Showcasing 250 of Monroe’s personal effects in the UK for the first time, this exhibition is entertaining but occasionally lacks judgement

3/5
“She won’t be there” was the reason Arthur Miller, Marilyn Monroe’s third husband, gave for not attending Monroe’s funeral in 1962. Monroe died at 36 at the height of her fame after an overdose of barbiturates, six months after their divorce. Miller, a master scriptwriter, knew the impact of a good line delivered at the right time, though whether he meant it is questionable. Monroe was in awe of him; she claimed he was embarrassed by her.
Miller’s lugubrious face appears several times in Marilyn: The Exhibition, a show which, like his clever line, manages to be both entertaining and comfortless.
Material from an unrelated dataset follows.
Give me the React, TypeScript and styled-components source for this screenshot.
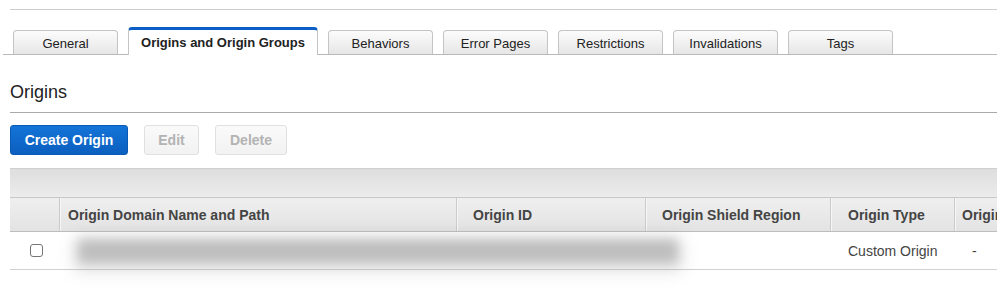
import styled, { createGlobalStyle } from 'styled-components';

const GlobalStyle = createGlobalStyle`
  html, body {
    margin: 0;
    padding: 0;
    background: #fff;
    overflow: hidden;
  }
  body {
    font-family: "Liberation Sans", Arial, Helvetica, sans-serif;
    color: #333;
  }
`;

const Page = styled.div`
  width: 997px;
  height: 295px;
  overflow: hidden;
  padding-top: 9px;
  box-sizing: border-box;
`;

const TopRule = styled.div`
  margin-left: 10px;
  border-top: 1px solid #cdcdcd;
`;

const TabBar = styled.div`
  margin: 17px 0 0 3px;
  padding-left: 10px;
  height: 27px;
  display: flex;
  align-items: flex-end;
  gap: 10px;
  border-bottom: 1px solid #b9b9b9;
`;

const Tab = styled.div<{ $active?: boolean; $width: number }>`
  width: ${(p) => p.$width}px;
  height: ${(p) => (p.$active ? 28 : 24)}px;
  box-sizing: border-box;
  display: flex;
  align-items: center;
  justify-content: center;
  border: 1px solid #c4c4c4;
  border-bottom: none;
  border-radius: 4px 4px 0 0;
  font-size: 13px;
  color: #222;
  font-weight: ${(p) => (p.$active ? 700 : 400)};
  background: ${(p) => (p.$active ? '#fff' : 'linear-gradient(#fcfcfc, #e6e6e6)')};
  border-top: ${(p) => (p.$active ? '3px solid #0b5fc4' : '1px solid #c4c4c4')};
  margin-bottom: ${(p) => (p.$active ? '-1px' : '0')};
  padding-top: ${(p) => (p.$active ? '0' : '1px')};
`;

const Section = styled.section`
  margin: 27px 0 0 10px;
`;

const Heading = styled.h2`
  margin: 0;
  font-size: 18px;
  line-height: 20px;
  font-weight: 400;
  color: #222;
  padding-bottom: 10px;
  border-bottom: 1px solid #a9a9a9;
`;

const Toolbar = styled.div`
  display: flex;
  gap: 16px;
  margin-top: 12px;
`;

const Button = styled.button<{ $primary?: boolean; $width: number }>`
  width: ${(p) => p.$width}px;
  height: 30px;
  box-sizing: border-box;
  padding: 0;
  border-radius: 3px;
  font-family: inherit;
  font-size: 14px;
  font-weight: 700;
  cursor: default;
  border: 1px solid ${(p) => (p.$primary ? '#0a5ab5' : '#e0e0e0')};
  color: ${(p) => (p.$primary ? '#fff' : '#b3b3b3')};
  background: ${(p) =>
    p.$primary ? 'linear-gradient(#1474d8, #0b5fbf)' : 'linear-gradient(#fafafa, #f2f2f2)'};
`;

const Table = styled.div`
  margin-top: 13px;
  width: 1100px;
`;

const Band = styled.div`
  height: 28px;
  border-top: 1px solid #cfcfcf;
  background: linear-gradient(#dedede, #ececec);
`;

const Row = styled.div<{ $head?: boolean }>`
  position: relative;
  display: flex;
  height: ${(p) => (p.$head ? 33 : 37)}px;
  border-top: ${(p) => (p.$head ? '1px solid #c9c9c9' : 'none')};
  border-bottom: 1px solid ${(p) => (p.$head ? '#bdbdbd' : '#d2d2d2')};
  background: ${(p) => (p.$head ? 'linear-gradient(#efefef, #e3e3e3)' : '#fff')};
`;

const Cell = styled.div<{ $width: number; $pad: number; $head?: boolean }>`
  flex: 0 0 ${(p) => p.$width}px;
  box-sizing: border-box;
  display: flex;
  align-items: center;
  padding-left: ${(p) => p.$pad}px;
  font-size: 14px;
  white-space: nowrap;
  color: #444;
  font-weight: ${(p) => (p.$head ? 700 : 400)};
  border-right: ${(p) => (p.$head ? '1px solid #cbcbcb' : 'none')};
  box-shadow: ${(p) => (p.$head ? '1px 0 0 #f6f6f6' : 'none')};
`;

const Checkbox = styled.span`
  width: 13px;
  height: 13px;
  box-sizing: border-box;
  border: 1px solid #767676;
  border-radius: 3px;
  background: #fff;
`;

// blurred-out domain name and origin id
const Redacted = styled.div`
  position: absolute;
  left: 68px;
  top: 7px;
  width: 600px;
  height: 24px;
  background: #bebebe;
  filter: blur(6px);
  box-shadow: 0 4px 14px 4px rgba(0, 0, 0, 0.12);
`;

const tabs = [
  { label: 'General', width: 105 },
  { label: 'Origins and Origin Groups', width: 190, active: true },
  { label: 'Behaviors', width: 105 },
  { label: 'Error Pages', width: 105 },
  { label: 'Restrictions', width: 105 },
  { label: 'Invalidations', width: 105 },
  { label: 'Tags', width: 105 },
];

const columns = [
  { label: '', width: 50, pad: 0 },
  { label: 'Origin Domain Name and Path', width: 397, pad: 8 },
  { label: 'Origin ID', width: 189, pad: 16 },
  { label: 'Origin Shield Region', width: 185, pad: 16 },
  { label: 'Origin Type', width: 124, pad: 17 },
  { label: 'Origin Path', width: 150, pad: 7 },
];

const rowValues = ['', '', '', '', 'Custom Origin', '-'];

const App = () => {
  return (
    <Page>
      <GlobalStyle />
      <TopRule />
      <TabBar>
        {tabs.map((t) => (
          <Tab key={t.label} $active={t.active} $width={t.width}>
            {t.label}
          </Tab>
        ))}
      </TabBar>
      <Section>
        <Heading>Origins</Heading>
        <Toolbar>
          <Button $primary $width={118}>
            Create Origin
          </Button>
          <Button $width={55}>Edit</Button>
          <Button $width={72}>Delete</Button>
        </Toolbar>
        <Table>
          <Band />
          <Row $head>
            {columns.map((c, i) => (
              <Cell key={i} $head $width={c.width} $pad={c.pad}>
                {c.label}
              </Cell>
            ))}
          </Row>
          <Row>
            {columns.map((c, i) => (
              <Cell key={i} $width={c.width} $pad={i === 0 ? 20 : 17}>
                {i === 0 ? <Checkbox /> : rowValues[i]}
              </Cell>
            ))}
            <Redacted />
          </Row>
        </Table>
      </Section>
    </Page>
  );
};

export default App;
It promises an “unprecedented glimpse into the private world” of Monroe by displaying 250 of her possessions – on show in the UK for the first time – alongside film footage and contextualising texts, to tell the story of the short, restless, often miserable life of Hollywood’s brightest star. 
Monroe’s assorted ephemera – love letters, scripts, clothes, shoes, scraps of make-up and so on – are from the collection of Ted Stampfer, a 53-year-old German Monroe obsessive, who says he wants to mark what would have been her 100th year in 2026 with an international touring exhibition, starting in London.
It’s a feel-good show assembled professionally and with care: clear, chronological, well-lit and coherently labelled. The curatorial style takes its lead from the V&A’s run of successful biographical exhibitions augmented with archive material, such as Gabriel Chanel: Fashion Manifesto. 
Fashion enthusiasts will find Monroe’s wardrobe fascinating. We think of Monroe in Gentlemen Prefer Blondes, all gold lame and outrageous furs. But in her private world she was a chic and sophisticated minimalist, a proto-modern. The simple black cashmere jumper and white capris the 27-year-old Monroe wore when photographed at home by Life magazine in 1953 and exhibited here, project both seriousness and vitality. 
But there are moments when the show lacks curatorial judgement. Particularly desolate is a houndstooth pencil skirt by I. Magin, which the pre-fame Monroe bought in 1946 when she was 20, the year her first marriage fell apart over her modelling ambitions, and which she wore in early photoshoots. It is disintegrating. 
Other exhibits are even more inexplicable: an elastic hairnet, stained with dye; false eyelashes; a half-used tube of hair conditioner; a creepy eye mask. What they are intended to reveal about their owner is unclear – they are simply macabre relics marooned in vitrines.
But it is not all clumsy. Loud and clear is the message that Monroe was an intelligent, ambitious and brave woman who dragged herself out of awful circumstances through force of will. She transcended a lonely, parentless childhood; found strength and resources to leave two controlling husbands; set up her own film production company and took on 20th Century Fox over pay. None of this is new information, but it is made immediate when explained in the context of her letters, diaries, clothes, and particularly her books.
One exhibit is Monroe’s copy of Peace of Mind by Joshua Loth Liebman, a best-selling 1946 self-help manual. She is photographed with it on her bookshelf. Monroe may not be here, but her ephemera can illuminate her interior life. She never found what she was searching for, with Miller or anyone else.